> [What you should do]
Copy all of the material word for word, except for the pictures.

> [Dataset content]
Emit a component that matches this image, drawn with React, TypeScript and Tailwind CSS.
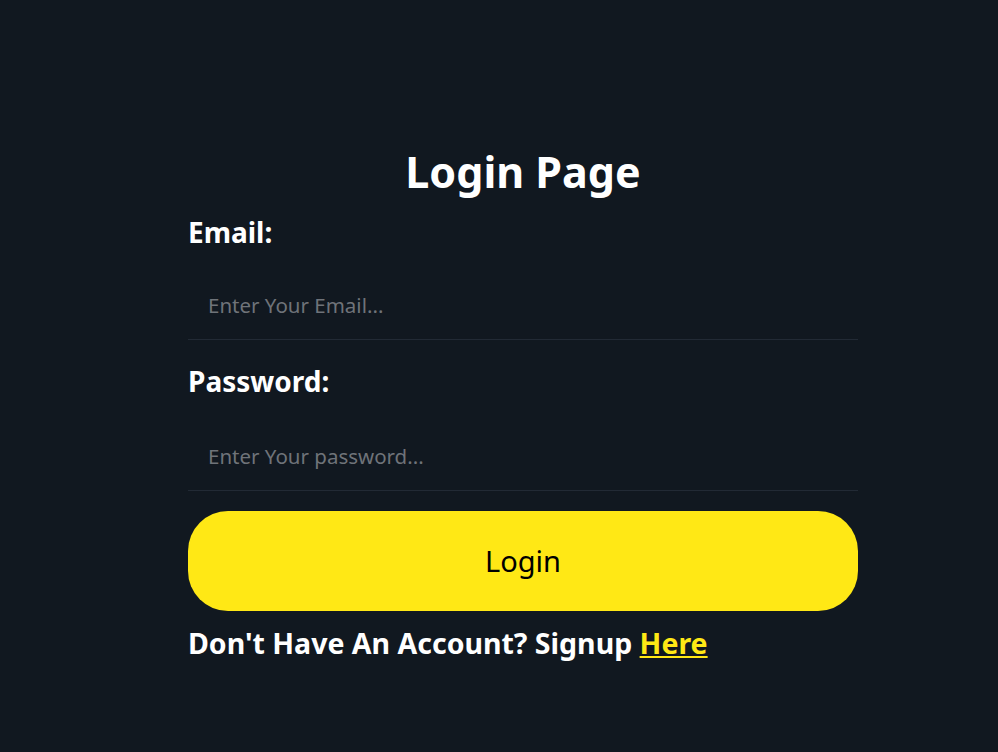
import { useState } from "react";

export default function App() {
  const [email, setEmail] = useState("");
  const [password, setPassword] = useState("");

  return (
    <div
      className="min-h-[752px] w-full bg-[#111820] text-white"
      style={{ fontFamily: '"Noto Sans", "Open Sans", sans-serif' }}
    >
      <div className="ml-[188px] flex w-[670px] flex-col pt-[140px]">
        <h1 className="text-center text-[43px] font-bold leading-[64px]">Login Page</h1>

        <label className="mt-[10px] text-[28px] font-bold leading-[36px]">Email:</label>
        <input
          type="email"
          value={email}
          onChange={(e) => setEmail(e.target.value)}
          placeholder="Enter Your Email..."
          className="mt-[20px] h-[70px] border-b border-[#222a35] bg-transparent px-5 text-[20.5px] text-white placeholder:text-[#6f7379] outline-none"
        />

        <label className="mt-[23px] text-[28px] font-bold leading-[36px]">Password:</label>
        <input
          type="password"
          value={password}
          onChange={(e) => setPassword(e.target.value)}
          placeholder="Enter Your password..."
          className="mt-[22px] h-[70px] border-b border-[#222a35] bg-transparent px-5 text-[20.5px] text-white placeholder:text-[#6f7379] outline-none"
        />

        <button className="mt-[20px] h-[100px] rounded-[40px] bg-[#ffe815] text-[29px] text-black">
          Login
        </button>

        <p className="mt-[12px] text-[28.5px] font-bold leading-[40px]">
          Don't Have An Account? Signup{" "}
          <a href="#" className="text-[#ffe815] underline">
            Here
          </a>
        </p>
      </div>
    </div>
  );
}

> [Final result]
Emit a component that matches this image, drawn with React, TypeScript and Tailwind CSS.
import { useState } from "react";

export default function App() {
  const [email, setEmail] = useState("");
  const [password, setPassword] = useState("");

  return (
    <div
      className="min-h-[752px] w-full bg-[#111820] text-white"
      style={{ fontFamily: '"Noto Sans", "Open Sans", sans-serif' }}
    >
      <div className="ml-[188px] flex w-[670px] flex-col pt-[140px]">
        <h1 className="text-center text-[43px] font-bold leading-[64px]">Login Page</h1>

        <label className="mt-[10px] text-[28px] font-bold leading-[36px]">Email:</label>
        <input
          type="email"
          value={email}
          onChange={(e) => setEmail(e.target.value)}
          placeholder="Enter Your Email..."
          className="mt-[20px] h-[70px] border-b border-[#222a35] bg-transparent px-5 text-[20.5px] text-white placeholder:text-[#6f7379] outline-none"
        />

        <label className="mt-[23px] text-[28px] font-bold leading-[36px]">Password:</label>
        <input
          type="password"
          value={password}
          onChange={(e) => setPassword(e.target.value)}
          placeholder="Enter Your password..."
          className="mt-[22px] h-[70px] border-b border-[#222a35] bg-transparent px-5 text-[20.5px] text-white placeholder:text-[#6f7379] outline-none"
        />

        <button className="mt-[20px] h-[100px] rounded-[40px] bg-[#ffe815] text-[29px] text-black">
          Login
        </button>

        <p className="mt-[12px] text-[28.5px] font-bold leading-[40px]">
          Don't Have An Account? Signup{" "}
          <a href="#" className="text-[#ffe815] underline">
            Here
          </a>
        </p>
      </div>
    </div>
  );
}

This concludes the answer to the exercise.